Um filho não é monopólio de seus pais. Ele não é um brinquedo que você decide comprar e quando este o desagrada, pode largar pelos cantos e esquecer de sua existência. Um filho tampouco tem o dever de seguir os passos dos pais, viver a vida que eles planejaram para si e esquecer de seus próprios sonhos, planos e até de sua identidade. Querer colocar um filho no mundo pensando em deixar de amá-lo caso ele contrarie seus paradigmas é no mínimo egoísta - para não dizer coisa muito pior.

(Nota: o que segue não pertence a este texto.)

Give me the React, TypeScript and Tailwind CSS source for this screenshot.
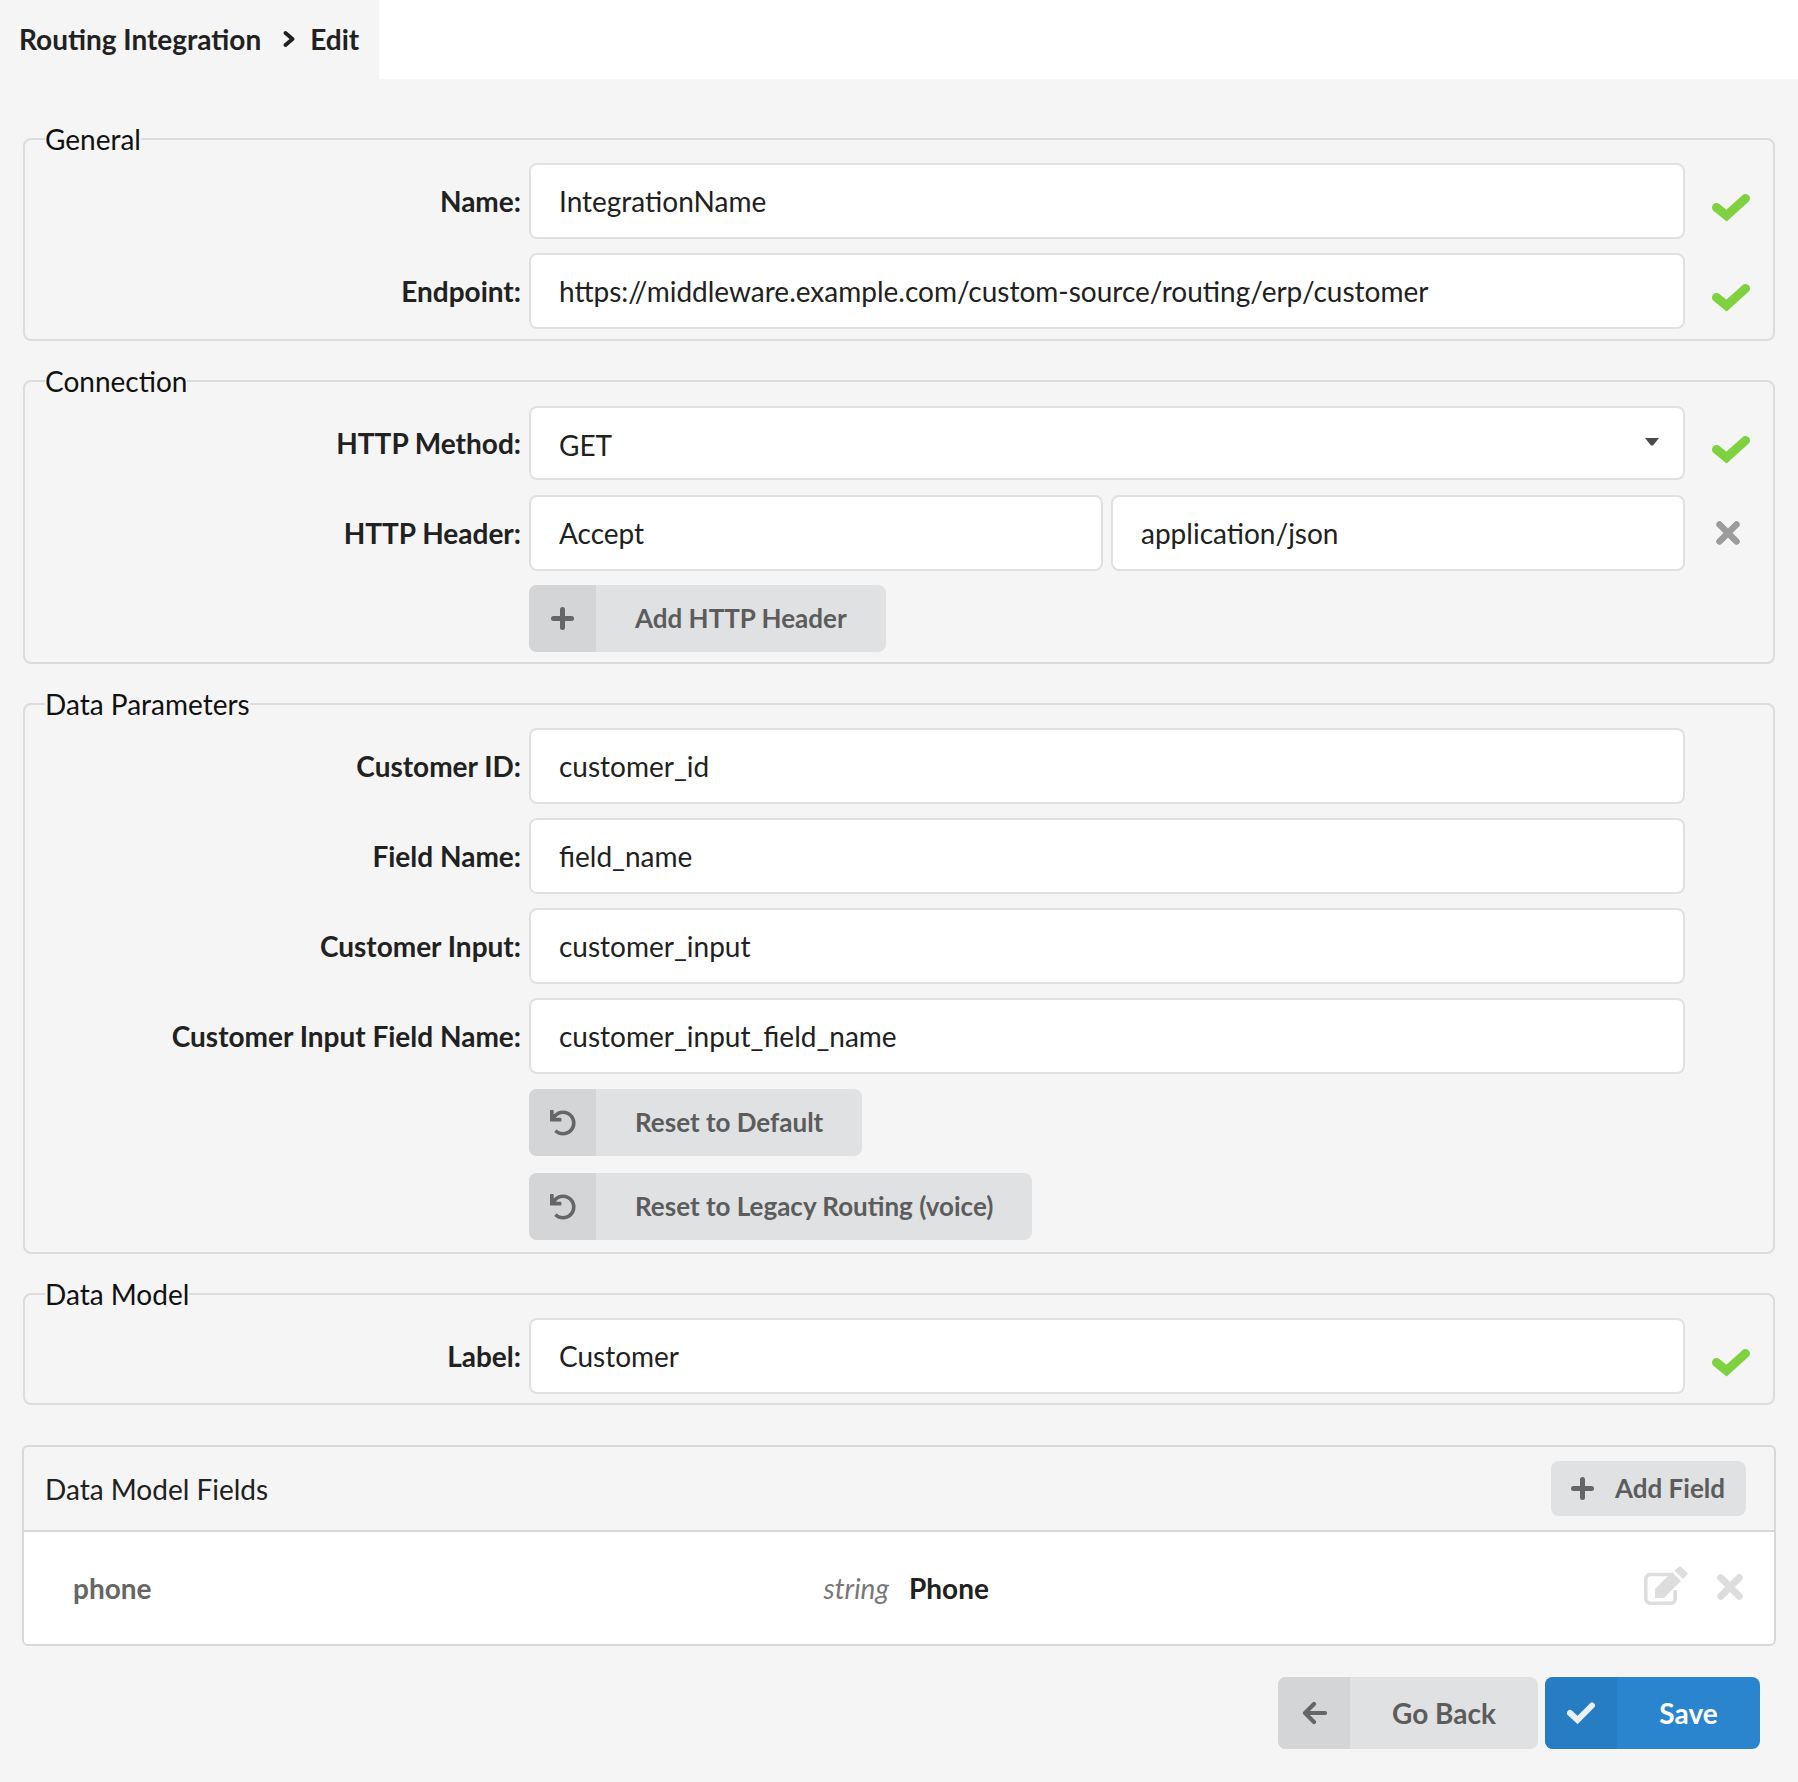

Então, caro rapaz que fez este comentário infeliz numa publicação sensacionalista e desrespeitosa de um site de notícias, por favor: não tenha filhos. Crie cachorros. Gatos. Papagaios. Porquinhos-da-índia. Há toda uma gama de animais de estimação que só estão por aí esperando uma bondosa alma que os dê amor e carinho. Animais não falam. Animais não contrariam seus donos, não contrariam sua religião, seus princípios, seus dogmas. Animais obedecem fielmente - e irracionalmente - seus donos. Creio que seja o tipo de companhia mais adequado à você. Ao contrário deles, filhos - sejam crianças, adolescentes ou adultos - tem opiniões, vontades, personalidades e vivências próprias. Eles não são marionetes movidos pelas mãos calejadas dos pais. Eles decepcionarão seus responsáveis. Mais de uma vez. Mais de duas. Eu provavelmente já decepcionei os meus inúmeras vezes. Você também já fez isso. Os meus pais e os seus provavelmente o fizeram também. Porque eles são humanos - feitos da mesma carne e do mesmo sangue que eu e você. É necessário muito esforço para lidar com isso, eu posso imaginar. Não deve ser nem um pouco fácil. Mas você não pode condenar uma pessoa a uma vida de repressão e infelicidade só porque você não sabe lidar com isso.
Então, por favor, não tenha filhos. E tenha um pouco mais de amor em seu coração - e respeito também, principalmente respeito.